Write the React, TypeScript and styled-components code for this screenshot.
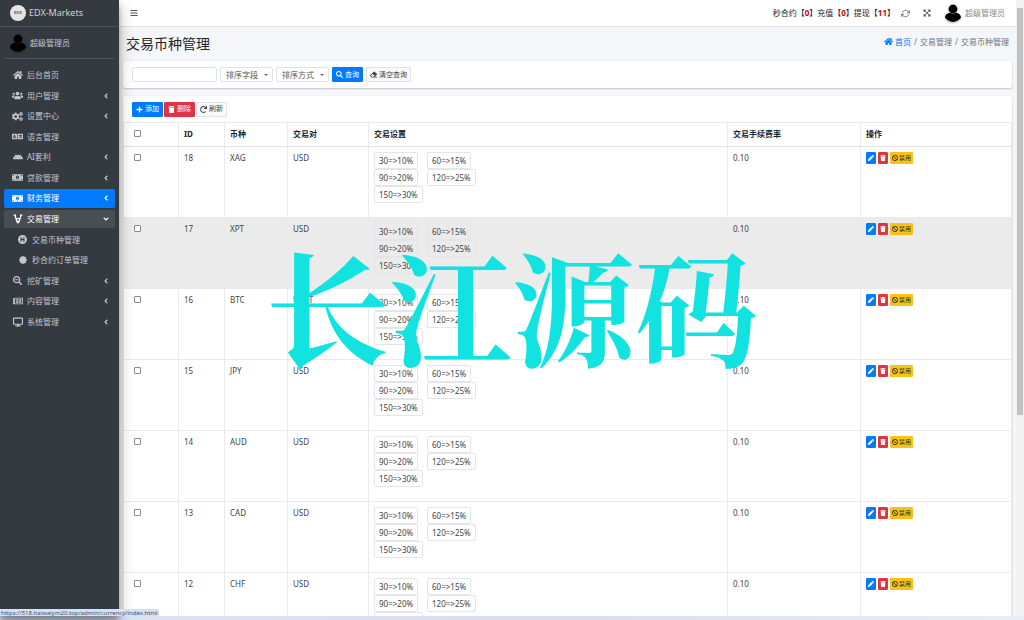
import React from 'react';
import styled, { createGlobalStyle, css } from 'styled-components';
import type { IconType } from 'react-icons';
import {
  FaAndroid, FaAngleDown, FaAngleLeft, FaBan, FaBars, FaCertificate, FaCogs, FaDesktop,
  FaEraser, FaExpandArrowsAlt, FaHome, FaHospitalSymbol, FaLanguage, FaMoneyBillAlt,
  FaPen, FaPlus, FaRedo, FaRegNewspaper, FaSearch, FaSearchMinus, FaTrash, FaUsers,
} from 'react-icons/fa';
import { FiRefreshCw } from 'react-icons/fi';

const Global = createGlobalStyle`
  * { box-sizing: border-box; }
  html, body, #root { height: 100%; }
  body {
    margin: 0;
    overflow: hidden;
    background: #f4f6f9;
    color: #212529;
    font: 8px/12px "Noto Sans", "Noto Sans CJK SC", sans-serif;
  }
  button, input, select { font: inherit; color: inherit; }
  button { cursor: pointer; }
  ul, ol { list-style: none; margin: 0; padding: 0; }
  svg { flex: none; }
`;

const Screen = styled.div`
  position: relative;
  height: 100vh;
  display: flex;
  flex-direction: column;
`;

const Shell = styled.div`
  flex: 1;
  min-height: 0;
  display: flex;
`;

const Sidebar = styled.aside`
  position: relative;
  z-index: 2;
  flex: none;
  width: 119px;
  background: #343a40;
  color: #c2c7d0;
  box-shadow: 0 7px 14px rgba(0, 0, 0, 0.3), 0 5px 5px rgba(0, 0, 0, 0.22);
`;

const Brand = styled.a`
  display: flex;
  align-items: center;
  gap: 3px;
  height: 27px;
  padding-left: 10px;
  border-bottom: 1px solid #4b545c;
  color: #d0d2d4;
  font-size: 9px;
  text-decoration: none;
`;

const BrandLogo = styled.span`
  display: grid;
  place-items: center;
  width: 16px;
  height: 16px;
  border-radius: 50%;
  background: #e4e5e6;
  color: #555;
  font-size: 4px;
  font-weight: 700;
  line-height: 4px;
`;

const UserPanel = styled.div`
  display: flex;
  align-items: center;
  gap: 3px;
  height: 32px;
  margin: 0 5px;
  padding-left: 4px;
  border-bottom: 1px solid #4f5962;
`;

const Menu = styled.ul`
  display: grid;
  grid-auto-rows: 1fr;
  row-gap: 2px;
  min-height: 265px;
  margin: 7px 4px 0;
`;

const MenuEntry = styled.li<{ $span?: number }>`
  display: grid;
  grid-row: span ${(p) => p.$span ?? 1};
  grid-auto-rows: 1fr;
  row-gap: 2px;
`;

const SubMenu = styled.ul`
  display: grid;
  grid-row: span 2;
  grid-auto-rows: 1fr;
  row-gap: 2px;
`;

type Tone = 'active' | 'open';

const MenuLink = styled.a<{ $tone?: Tone; $nested?: boolean }>`
  display: flex;
  align-items: center;
  gap: 4px;
  height: 100%;
  padding: 0 5px 0 ${(p) => (p.$nested ? 13 : 8)}px;
  border-radius: 2px;
  color: #c2c7d0;
  text-decoration: none;
  ${(p) => p.$tone === 'active' && css`background: #007bff; color: #fff;`}
  ${(p) => p.$tone === 'open' && css`background: #494e53; color: #fff;`}
`;

const MenuIcon = styled.span`
  display: grid;
  place-items: center;
  width: 11px;
`;

const MenuText = styled.span`
  flex: 1;
  white-space: nowrap;
`;

const Main = styled.div`
  flex: 1;
  min-width: 0;
  display: flex;
  flex-direction: column;
  overflow: hidden;
`;

const Navbar = styled.header`
  flex: none;
  display: flex;
  align-items: center;
  height: 27px;
  padding: 0 11px 0 10px;
  border-bottom: 1px solid #dee2e6;
  background: #fff;
`;

const IconButton = styled.button`
  display: grid;
  place-items: center;
  width: 10px;
  height: 12px;
  padding: 0;
  border: 0;
  background: none;
  color: #555;
`;

const Notices = styled.div`
  margin-left: auto;
  white-space: nowrap;

  b { color: #c00; }
`;

const NavTools = styled.div`
  display: flex;
  align-items: center;
  gap: 12px;
  margin-left: 5px;
`;

const Account = styled.a`
  display: flex;
  align-items: center;
  gap: 3px;
  margin-left: 12px;
  color: #8a8a8a;
  text-decoration: none;
  white-space: nowrap;
`;

const Avatar = styled.svg`
  width: 18px;
  height: 18px;
  border-radius: 50%;
  filter: drop-shadow(0 1px 1px rgba(0, 0, 0, 0.35));
`;

const PageHead = styled.div`
  flex: none;
  display: flex;
  align-items: center;
  justify-content: space-between;
  height: 34px;
  padding: 0 7px;
`;

const Title = styled.h1`
  margin: 0;
  font-size: 14px;
  font-weight: 400;
  line-height: 20px;
`;

const Crumbs = styled.ol`
  display: flex;
  gap: 3px;
  margin-bottom: 5px;
  color: #6c757d;

  a {
    display: flex;
    align-items: center;
    gap: 2px;
    color: #007bff;
    text-decoration: none;
  }
`;

const Content = styled.main`
  flex: 1;
  min-height: 0;
  display: flex;
  flex-direction: column;
  gap: 8px;
  padding: 0 4px;
`;

const Card = styled.section`
  flex: none;
  border-radius: 2px;
  background: #fff;
  box-shadow: 0 0 1px rgba(0, 0, 0, 0.13), 0 1px 2px rgba(0, 0, 0, 0.2);
`;

const SearchForm = styled.form`
  display: flex;
  align-items: center;
  gap: 3px;
  height: 27px;
  padding: 0 9px;
`;

const field = css`
  height: 15px;
  border: 1px solid #dfe3e6;
  border-radius: 2px;
  background: #fff;
`;

const TextField = styled.input`
  ${field}
  width: 85px;
  padding: 0 4px;
`;

const SelectBox = styled.span`
  position: relative;
  display: flex;

  &::after {
    content: '';
    position: absolute;
    right: 5px;
    top: 7px;
    border: 2px solid transparent;
    border-top-color: #666;
  }
`;

const SelectField = styled.select`
  ${field}
  width: 53px;
  padding: 0 5px;
  appearance: none;
  color: #555;
`;

type Kind = 'primary' | 'danger' | 'plain' | 'warning';

const kinds: Record<Kind, [string, string, string]> = {
  primary: ['#007bff', '#007bff', '#fff'],
  danger: ['#dc3545', '#dc3545', '#fff'],
  plain: ['#f8f9fa', '#e3e3e3', '#444'],
  warning: ['#fbc117', '#fbc117', '#1f2d3d'],
};

const Button = styled.button<{ $kind: Kind; $small?: boolean }>`
  display: inline-flex;
  align-items: center;
  justify-content: center;
  gap: ${(p) => (p.$small ? 1 : 2)}px;
  height: ${(p) => (p.$small ? 12 : 15)}px;
  padding: 0 ${(p) => (p.$small ? 1 : 3)}px;
  min-width: 10px;
  border: 1px solid ${(p) => kinds[p.$kind][1]};
  border-radius: 1px;
  background: ${(p) => kinds[p.$kind][0]};
  color: ${(p) => kinds[p.$kind][2]};
  font-size: ${(p) => (p.$small ? 6 : 7)}px;
  line-height: 10px;
  white-space: nowrap;
`;

const Toolbar = styled.div`
  display: flex;
  align-items: center;
  gap: 1px;
  height: 26px;
  padding: 0 9px;
`;

const Table = styled.table`
  width: 100%;
  table-layout: fixed;
  border-collapse: separate;
  border-spacing: 0;
  border-left: 1px solid #eaecef;

  th, td {
    padding: 5px;
    border-right: 1px solid #e8eaed;
    border-top: 1px solid #e8eaed;
    text-align: left;
    vertical-align: top;
  }

  th {
    height: 25px;
    border-bottom: 1px solid #dee2e6;
  }

  td { height: 71px; color: #444; }
  tbody tr:first-child td { height: 70px; border-top: 0; }
`;

const Row = styled.tr<{ $hover: boolean }>`
  background: ${(p) => (p.$hover ? '#ebebeb' : '#fff')};
`;

const Col = styled.col<{ $w?: number }>`
  width: ${(p) => (p.$w ? `${p.$w}px` : 'auto')};
`;

const Tick = styled.input`
  display: block;
  width: 7px;
  height: 7px;
  margin: 2px 0 0 5px;
  appearance: none;
  border: 1px solid #8a8a8a;
  border-radius: 1px;
  background: #fff;

  &:checked { background: #007bff; }
`;

const Rates = styled.div`
  display: grid;
  grid-template-columns: 53px auto;
  justify-content: start;
  justify-items: start;
`;

const Rate = styled.span`
  height: 17px;
  padding: 1px 4px;
  border: 1px solid #e3e5e8;
  border-radius: 2px;
  line-height: 14px;
  color: #444;
`;

const Actions = styled.div`
  display: flex;
  gap: 2px;
`;

const Scrollbar = styled.div`
  flex: none;
  width: 8px;
  padding: 8px 1px 0;
  background: #f1f1f3;
`;

const Thumb = styled.div`
  height: 67%;
  background: #c1c1c1;
`;

const BottomStrip = styled.div`
  flex: none;
  height: 4px;
  background: linear-gradient(90deg, #dce4f6, #dcdcf2 55%, #e8edf6);
`;

const LinkHint = styled.div`
  position: absolute;
  z-index: 3;
  left: 0;
  bottom: 4px;
  height: 7px;
  padding: 0 1px;
  overflow: hidden;
  border-radius: 0 2px 0 0;
  background: #d3e0f6;
  color: #465064;
  font-size: 6px;
  line-height: 9px;
  white-space: nowrap;
`;

const Watermark = styled.div`
  position: absolute;
  z-index: 4;
  inset: 0 0 14px;
  display: grid;
  place-items: center;
  color: #12e2e0;
  font: 700 123px/123px "Noto Serif CJK SC", "Noto Sans CJK SC", serif;
  white-space: nowrap;
  pointer-events: none;
`;

const Person = () => (
  <Avatar viewBox="0 0 18 18" aria-hidden="true">
    <circle cx="9" cy="5" r="4.4" />
    <path d="M1 13.5C1.500 10 4 9 6 8.700L9 10l3-1.300c2 .3 4.500 1.300 5 4.800C16 16.500 12.500 18 9 18S2 16.500 1 13.500z" />
  </Avatar>
);

/* Forked mark with a crossbar, used for the trading menu */
const TradeIcon = () => (
  <svg width="10" height="10" viewBox="0 0 10 10" fill="none" stroke="currentColor" aria-hidden="true">
    <path d="M1.800 1L4.300 8.500M8.200 1L5.700 8.500M3.200 4.700h3.600M5 7v2.500" strokeWidth="1.300" />
    <path d="M.7 1.200h2.300M7 1.200h2.300" strokeWidth="1.200" />
  </svg>
);

interface Item {
  text: string;
  icon: IconType | (() => React.ReactElement);
  size?: number;
  leaf?: boolean;
  tone?: Tone;
  children?: Item[];
}

const menu: Item[] = [
  { text: '后台首页', icon: FaHome, size: 10, leaf: true },
  { text: '用户管理', icon: FaUsers, size: 11 },
  { text: '设置中心', icon: FaCogs, size: 11 },
  { text: '语言管理', icon: FaLanguage, size: 11, leaf: true },
  { text: 'AI套利', icon: FaAndroid, size: 10 },
  { text: '贷款管理', icon: FaMoneyBillAlt, size: 11 },
  { text: '财务管理', icon: FaMoneyBillAlt, size: 11, tone: 'active' },
  {
    text: '交易管理',
    icon: TradeIcon,
    tone: 'open',
    children: [
      { text: '交易币种管理', icon: FaHospitalSymbol, size: 9, leaf: true },
      { text: '秒合约订单管理', icon: FaCertificate, size: 8, leaf: true },
    ],
  },
  { text: '挖矿管理', icon: FaSearchMinus, size: 9 },
  { text: '内容管理', icon: FaRegNewspaper, size: 10 },
  { text: '系统管理', icon: FaDesktop, size: 10 },
];

const MenuItem = ({ item, nested }: { item: Item; nested?: boolean }) => {
  const Icon = item.icon as IconType;
  return (
    <MenuEntry $span={item.children ? item.children.length + 1 : 1}>
      <MenuLink href="#" $tone={item.tone} $nested={nested}>
        <MenuIcon><Icon size={item.size} /></MenuIcon>
        <MenuText>{item.text}</MenuText>
        {!item.leaf && (item.children ? <FaAngleDown size={8} /> : <FaAngleLeft size={8} />)}
      </MenuLink>
      {item.children && (
        <SubMenu>
          {item.children.map((c) => <MenuItem key={c.text} item={c} nested />)}
        </SubMenu>
      )}
    </MenuEntry>
  );
};

const rows: [number, string, string][] = [
  [18, 'XAG', 'USD'],
  [17, 'XPT', 'USD'],
  [16, 'BTC', 'USDT'],
  [15, 'JPY', 'USD'],
  [14, 'AUD', 'USD'],
  [13, 'CAD', 'USD'],
  [12, 'CHF', 'USD'],
];

const rates = ['30=>10%', '60=>15%', '90=>20%', '120=>25%', '150=>30%'];

export default function App() {
  return (
    <Screen>
      <Global />
      <Shell>
        <Sidebar>
          <Brand href="#"><BrandLogo>EDX</BrandLogo>EDX-Markets</Brand>
          <UserPanel><Person />超级管理员</UserPanel>
          <nav>
            <Menu>
              {menu.map((item) => <MenuItem key={item.text} item={item} />)}
            </Menu>
          </nav>
        </Sidebar>
        <Main>
          <Navbar>
            <IconButton aria-label="菜单"><FaBars size={8} /></IconButton>
            <Notices>
              秒合约【<b>0</b>】充值【<b>0</b>】提现【<b>11</b>】
            </Notices>
            <NavTools>
              <IconButton aria-label="刷新页面"><FiRefreshCw size={9} /></IconButton>
              <IconButton aria-label="全屏"><FaExpandArrowsAlt size={8} /></IconButton>
            </NavTools>
            <Account href="#"><Person />超级管理员</Account>
          </Navbar>
          <PageHead>
            <Title>交易币种管理</Title>
            <Crumbs>
              <li><a href="#"><FaHome size={9} />首页</a></li>
              <li>/</li>
              <li>交易管理</li>
              <li>/</li>
              <li>交易币种管理</li>
            </Crumbs>
          </PageHead>
          <Content>
            <Card>
              <SearchForm onSubmit={(e) => e.preventDefault()}>
                <TextField type="text" aria-label="关键词" />
                <SelectBox>
                  <SelectField aria-label="排序字段"><option>排序字段</option></SelectField>
                </SelectBox>
                <SelectBox>
                  <SelectField aria-label="排序方式"><option>排序方式</option></SelectField>
                </SelectBox>
                <Button $kind="primary" type="submit"><FaSearch size={7} />查询</Button>
                <Button $kind="plain" type="reset"><FaEraser size={7} />清空查询</Button>
              </SearchForm>
            </Card>
            <Card>
              <Toolbar>
                <Button $kind="primary"><FaPlus size={7} />添加</Button>
                <Button $kind="danger"><FaTrash size={7} />删除</Button>
                <Button $kind="plain"><FaRedo size={7} />刷新</Button>
              </Toolbar>
              <Table>
                <colgroup>
                  <Col $w={55} /><Col $w={46} /><Col $w={63} /><Col $w={81} />
                  <Col /><Col $w={133} /><Col $w={151} />
                </colgroup>
                <thead>
                  <tr>
                    <th><Tick type="checkbox" aria-label="全选" /></th>
                    <th>ID</th>
                    <th>币种</th>
                    <th>交易对</th>
                    <th>交易设置</th>
                    <th>交易手续费率</th>
                    <th>操作</th>
                  </tr>
                </thead>
                <tbody>
                  {rows.map(([id, coin, pair]) => (
                    <Row key={id} $hover={id === 17}>
                      <td><Tick type="checkbox" aria-label={`选择 ${id}`} /></td>
                      <td>{id}</td>
                      <td>{coin}</td>
                      <td>{pair}</td>
                      <td>
                        <Rates>{rates.map((r) => <Rate key={r}>{r}</Rate>)}</Rates>
                      </td>
                      <td>0.10</td>
                      <td>
                        <Actions>
                          <Button $kind="primary" $small aria-label="编辑"><FaPen size={6} /></Button>
                          <Button $kind="danger" $small aria-label="删除"><FaTrash size={6} /></Button>
                          <Button $kind="warning" $small><FaBan size={6} />禁用</Button>
                        </Actions>
                      </td>
                    </Row>
                  ))}
                </tbody>
              </Table>
            </Card>
          </Content>
        </Main>
        <Scrollbar><Thumb /></Scrollbar>
      </Shell>
      <BottomStrip />
      <LinkHint>https://518.haiwaiym20.top/admin/currency/index.html</LinkHint>
      <Watermark>长江源码</Watermark>
    </Screen>
  );
}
· · ·
Each line holding "components" must be found and copied.

**Answer to this problem:**
Write the React, TypeScript and styled-components code for this screenshot.
import styled, { createGlobalStyle, css } from 'styled-components';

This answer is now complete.